Giving up capital punishment does mean that some politicians give up one method of pandering to hate and fear in voters. Likewise, some prosecutors give up a fast track to higher office. Yet society as a whole gives up very little. Take the ultimate criminal “monster” — Osama bin Laden. If he is ever located, he will likely be killed rather than rendered unto American legal authorities. However, if he were tried and convicted, which is of greater use to our nation — a corpse around which our society debases itself in a national celebration of bloodlust, or a caged research subject from whom experts could extract valuable insights for preventing future terrorist attacks? It may be understandable why some Americans want to see bin Laden’s head on a pike. Yet it is neither rational nor helpful to indulge hatred over reason . . . even when the target of that hatred is so despicable those negative emotions border on being reasonable.

Whenever power is to be exercised, usually a range of options is available, some tending toward mercy and some tending toward savagery. Comparing which nations continue to execute criminals and which have banned the practice is one way to put the matter in context. The more our society is able to lean toward mercy, the more we prepare ourselves for a future of greater peace and tranquility. The more we lean toward savagery, the more we perpetuate cycles of violence and dignify the perverse association of killing with justice.

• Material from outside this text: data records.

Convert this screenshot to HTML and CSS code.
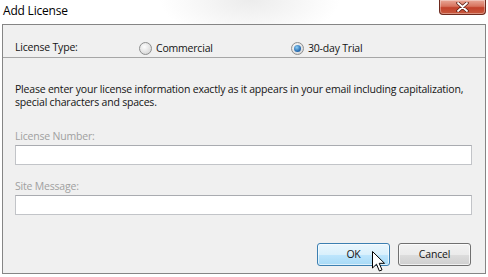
FILE: index.html
```html
<!DOCTYPE html>
<html lang="en">
<head>
  <meta charset="UTF-8">
  <title>Add License</title>
  <link rel="stylesheet" href="styles.css">
</head>
<body>

  <div class="window">
    <!-- Title bar -->
    <div class="titlebar">
      <span class="title">Add License</span>
      <button class="close-btn" aria-label="Close">
        <svg width="13" height="10" viewBox="0 0 13 10">
          <path d="M2 1 L11 9 M11 1 L2 9" stroke="#5a1e14" stroke-width="3.4" stroke-linecap="round"/>
          <path d="M2 1 L11 9 M11 1 L2 9" stroke="#fff" stroke-width="1.8" stroke-linecap="round"/>
        </svg>
      </button>
    </div>

    <div class="panel">
      <!-- License type -->
      <div class="type-row">
        <span class="type-label">License Type:</span>
        <label class="radio radio-first"><span class="dot"></span>Commercial</label>
        <label class="radio checked"><span class="dot"></span>30-day Trial</label>
      </div>

      <div class="form-body">
        <p class="info">Please enter your license information exactly as it appears in your email including capitalization,<br>special characters and spaces.</p>

        <label class="field-label first">License Number:</label>
        <input type="text" class="field">

        <label class="field-label">Site Message:</label>
        <input type="text" class="field">

        <div class="buttons">
          <div class="btn-wrap">
            <button class="btn btn-ok">OK</button>
            <svg class="cursor" width="14" height="22" viewBox="0 0 14 22">
              <path d="M0.5 0.5 L0.5 17 L4.5 13.2 L7.4 20 L10 18.9 L7.2 12.3 L12.5 12.3 Z" fill="#fff" stroke="#000" stroke-width="1" stroke-linejoin="miter"/>
            </svg>
          </div>
          <button class="btn btn-cancel">Cancel</button>
        </div>
      </div>
    </div>
  </div>

</body>
</html>
```

FILE: styles.css
```css
/* Base */
* { margin: 0; padding: 0; box-sizing: border-box; }
html, body { width: 100%; height: 100%; background: #fff; }
body { font-family: "Open Sans", "Noto Sans", sans-serif; font-size: 10.5px; letter-spacing: -0.2px; line-height: 13px; color: #141414; }

.window { width: 488px; height: 277px; display: flex; flex-direction: column; background: radial-gradient(ellipse 90px 40px at 250px 0, #ececec, #fff); }

/* Title bar */
.titlebar { height: 24px; display: flex; justify-content: space-between; align-items: flex-start; padding: 0 2px 0 3px; }
.title { padding-top: 4px; color: #000; font-size: 12px; letter-spacing: -0.2px; }
.close-btn {
  width: 47px; height: 15px;
  display: flex; align-items: center; justify-content: center;
  border: 1px solid #6d2a1e; border-top: none;
  border-radius: 0 0 4px 4px;
  background: linear-gradient(#e9a898 0%, #d7735e 45%, #c2412b 55%, #c85a3f 100%);
  box-shadow: inset 0 0 0 1px rgba(255,255,255,0.35);
}

/* Panel */
.panel { margin: 0 2px; height: 250px; border: 1px solid #858585; background: #f0f0f0; display: flex; flex-direction: column; }

.type-row { height: 33px; padding: 16px 12px 0; border-bottom: 1px solid #a6a6a6; display: flex; align-items: flex-start; }
.type-label { width: 124px; }
.radio { display: flex; align-items: center; gap: 3px; }
.radio-first { width: 152px; }
.dot {
  width: 13px; height: 13px; margin-top: 1px; margin-right: 1px;
  border-radius: 50%; border: 1px solid #8e8f8f;
  background: radial-gradient(circle at 40% 35%, #fdfdfd, #dcdcdc 70%, #c9c9c9);
  position: relative;
}
.checked .dot::after {
  content: ""; position: absolute; left: 2px; top: 2px; width: 7px; height: 7px; border-radius: 50%;
  background: radial-gradient(circle at 40% 35%, #8fd0f5, #2a6fb4 60%, #164f8c);
}

/* Form */
.form-body { flex: 1; padding: 25px 13px 7px 12px; display: flex; flex-direction: column; }
.field-label { color: #a0a0a0; margin-top: 15px; }
.field-label.first { margin-top: 21px; }
.field { height: 20px; margin-top: 2px; width: 100%; border: 1px solid #c2c4c8; border-top-color: #a9abb0; background: #fff; }

.buttons { margin-top: auto; display: flex; justify-content: flex-end; gap: 8px; padding-right: 1px; }
.btn-wrap { position: relative; }
.btn { width: 73px; height: 23px; border-radius: 3px; font: inherit; letter-spacing: inherit; color: #141414; }
.btn-ok { border: 1px solid #3c7fb1; background: linear-gradient(#eaf6fd 0%, #d9f0fc 50%, #bee6fd 51%, #a7d9f5 100%); box-shadow: inset 0 0 0 1px rgba(255,255,255,0.6); }
.btn-cancel { border: 1px solid #707070; background: linear-gradient(#f2f2f2 0%, #ebebeb 50%, #dddddd 51%, #cfcfcf 100%); box-shadow: inset 0 0 0 1px rgba(255,255,255,0.7); }
.cursor { position: absolute; left: 55px; top: 8px; }
```
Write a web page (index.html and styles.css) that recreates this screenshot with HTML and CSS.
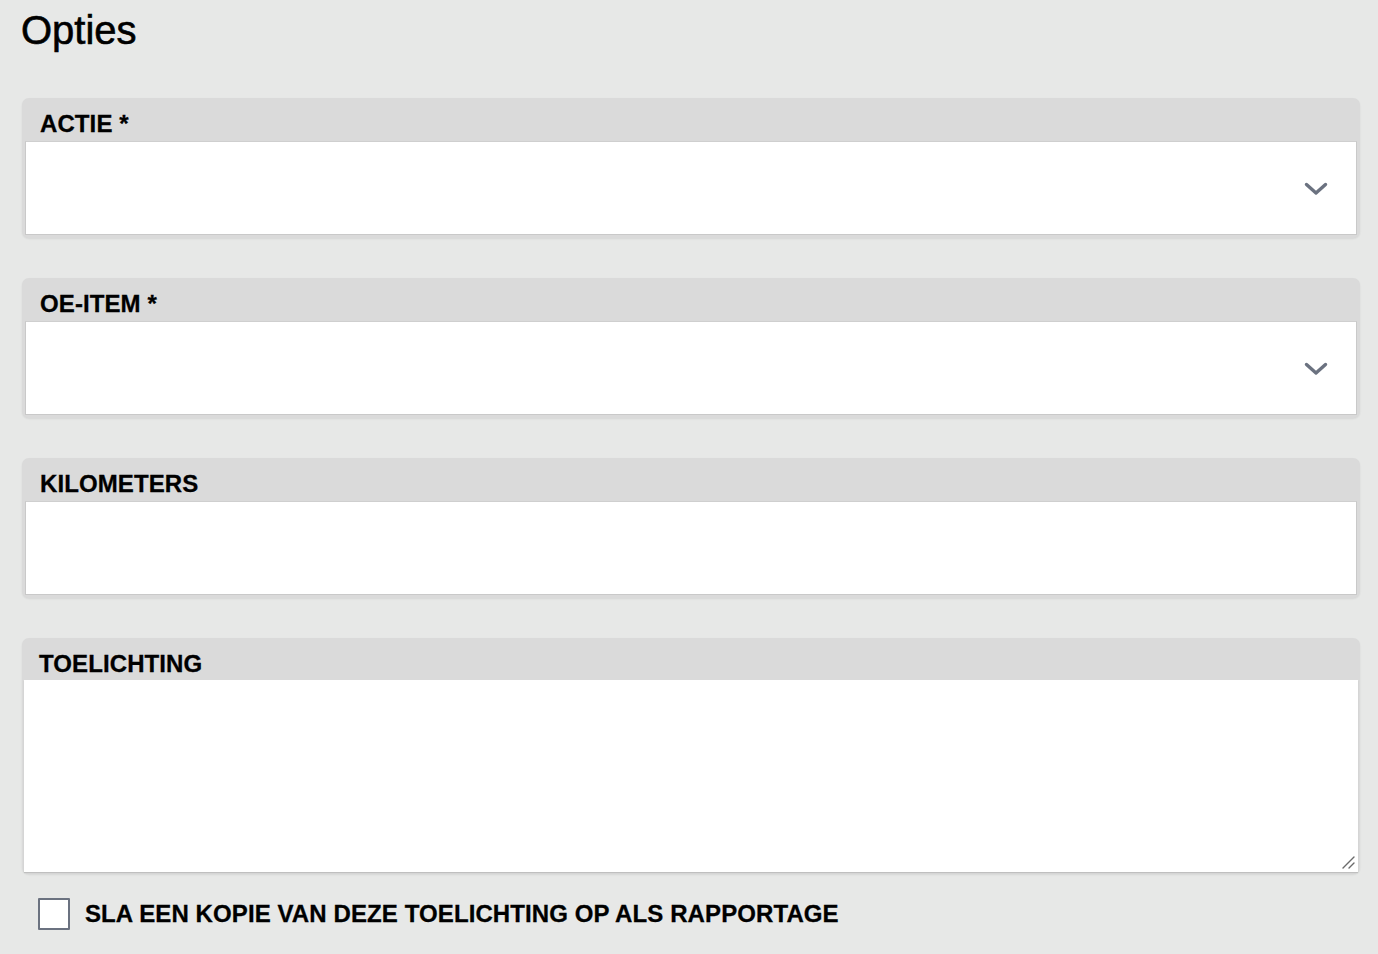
FILE: index.html
```html
<!DOCTYPE html>
<html lang="nl">
<head>
<meta charset="utf-8">
<title>Opties</title>
<link rel="stylesheet" href="styles.css">
</head>
<body>
<main class="page">
  <h1 class="title">Opties</h1>
  <div class="fields">
    <div class="card">
      <label class="card-label">ACTIE *</label>
      <div class="input select">
        <svg class="chevron" width="26" height="16" viewBox="0 0 26 16"><path d="M3.5 3.5 L13 12 L22.5 3.5" fill="none" stroke="#6b7280" stroke-width="3.4" stroke-linecap="round" stroke-linejoin="round"/></svg>
      </div>
    </div>
    <div class="card">
      <label class="card-label">OE-ITEM *</label>
      <div class="input select">
        <svg class="chevron" width="26" height="16" viewBox="0 0 26 16"><path d="M3.5 3.5 L13 12 L22.5 3.5" fill="none" stroke="#6b7280" stroke-width="3.4" stroke-linecap="round" stroke-linejoin="round"/></svg>
      </div>
    </div>
    <div class="card">
      <label class="card-label">KILOMETERS</label>
      <div class="input"></div>
    </div>
    <div class="card card-area">
      <label class="card-label">TOELICHTING</label>
      <div class="textarea">
        <svg class="grip" width="14" height="14" viewBox="0 0 14 14"><path d="M2 13 L13 2 M8 13 L13 8" stroke="#6b6b6b" stroke-width="1.4" stroke-linecap="round"/></svg>
      </div>
    </div>
  </div>
  <div class="check-row">
    <span class="checkbox"></span>
    <span class="check-label">SLA EEN KOPIE VAN DEZE TOELICHTING OP ALS RAPPORTAGE</span>
  </div>
</main>
</body>
</html>
```
FILE: styles.css
```css
html, body {
  margin: 0;
  padding: 0;
  background: #e7e8e7;
  font-family: "Liberation Sans", Arial, sans-serif;
  color: #000;
}
.page {
  padding: 0 18px 0 22px;
}
.title {
  margin: 0;
  padding-top: 7px;
  font-size: 40px;
  font-weight: 400;
  line-height: 46px;
  height: 91px;
  margin-left: -1px;
  -webkit-text-stroke: 0.6px #000;
}
.fields {
  display: flex;
  flex-direction: column;
  gap: 40px;
}
.card {
  background: #dadada;
  border-radius: 7px;
  padding: 0 3px 3px 3px;
  box-shadow: 0 1px 2px rgba(0,0,0,0.08);
}
.card-label {
  display: block;
  height: 43px;
  box-sizing: border-box;
  padding: 12px 0 0 15px;
  font-size: 24px;
  font-weight: 700;
  line-height: 28px;
  letter-spacing: 0.1px;
  -webkit-text-stroke: 0.3px #000;
}
.input {
  height: 94px;
  box-sizing: border-box;
  background: #fff;
  border: 1px solid #c9c9c9;
  border-top-color: #cfcfcf;
  position: relative;
  display: flex;
  align-items: center;
  justify-content: flex-end;
}
.chevron {
  margin-right: 27px;
  margin-top: 1px;
}
.card-area {
  padding: 0 2px 2px 2px;
}
.card-area .card-label {
  height: 42px;
}
.textarea {
  height: 192px;
  background: #fff;
  position: relative;
  box-shadow: 0 1px 1px rgba(0,0,0,0.12);
}
.grip {
  position: absolute;
  right: 3px;
  bottom: 3px;
}
.check-row {
  display: flex;
  align-items: center;
  gap: 15px;
  margin-top: 24px;
  padding-left: 16px;
}
.checkbox {
  width: 28px;
  height: 28px;
  background: #fff;
  border: 2px solid #6b7280;
  border-radius: 1px;
}
.check-label {
  font-size: 24px;
  font-weight: 700;
  line-height: 28px;
  letter-spacing: 0.1px;
  -webkit-text-stroke: 0.3px #000;
}
```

If we were too poor a nation to securely contain the worst of the worst among us, the expediency of executions may constitute a case for them. If ending capital punishment posed any sort of significant danger by way of increased criminality, that too might constitute a case for it. As a rich nation that does not face the prospect of increased criminal menace in spite of embracing this level of mercy, there are no good reasons to perpetuate the killing of helpless captives by order of our own government. There are plenty of sinister emotions driving the push for continuity in this area. To me that seems all the more reason to end capital punishment, and end it quickly.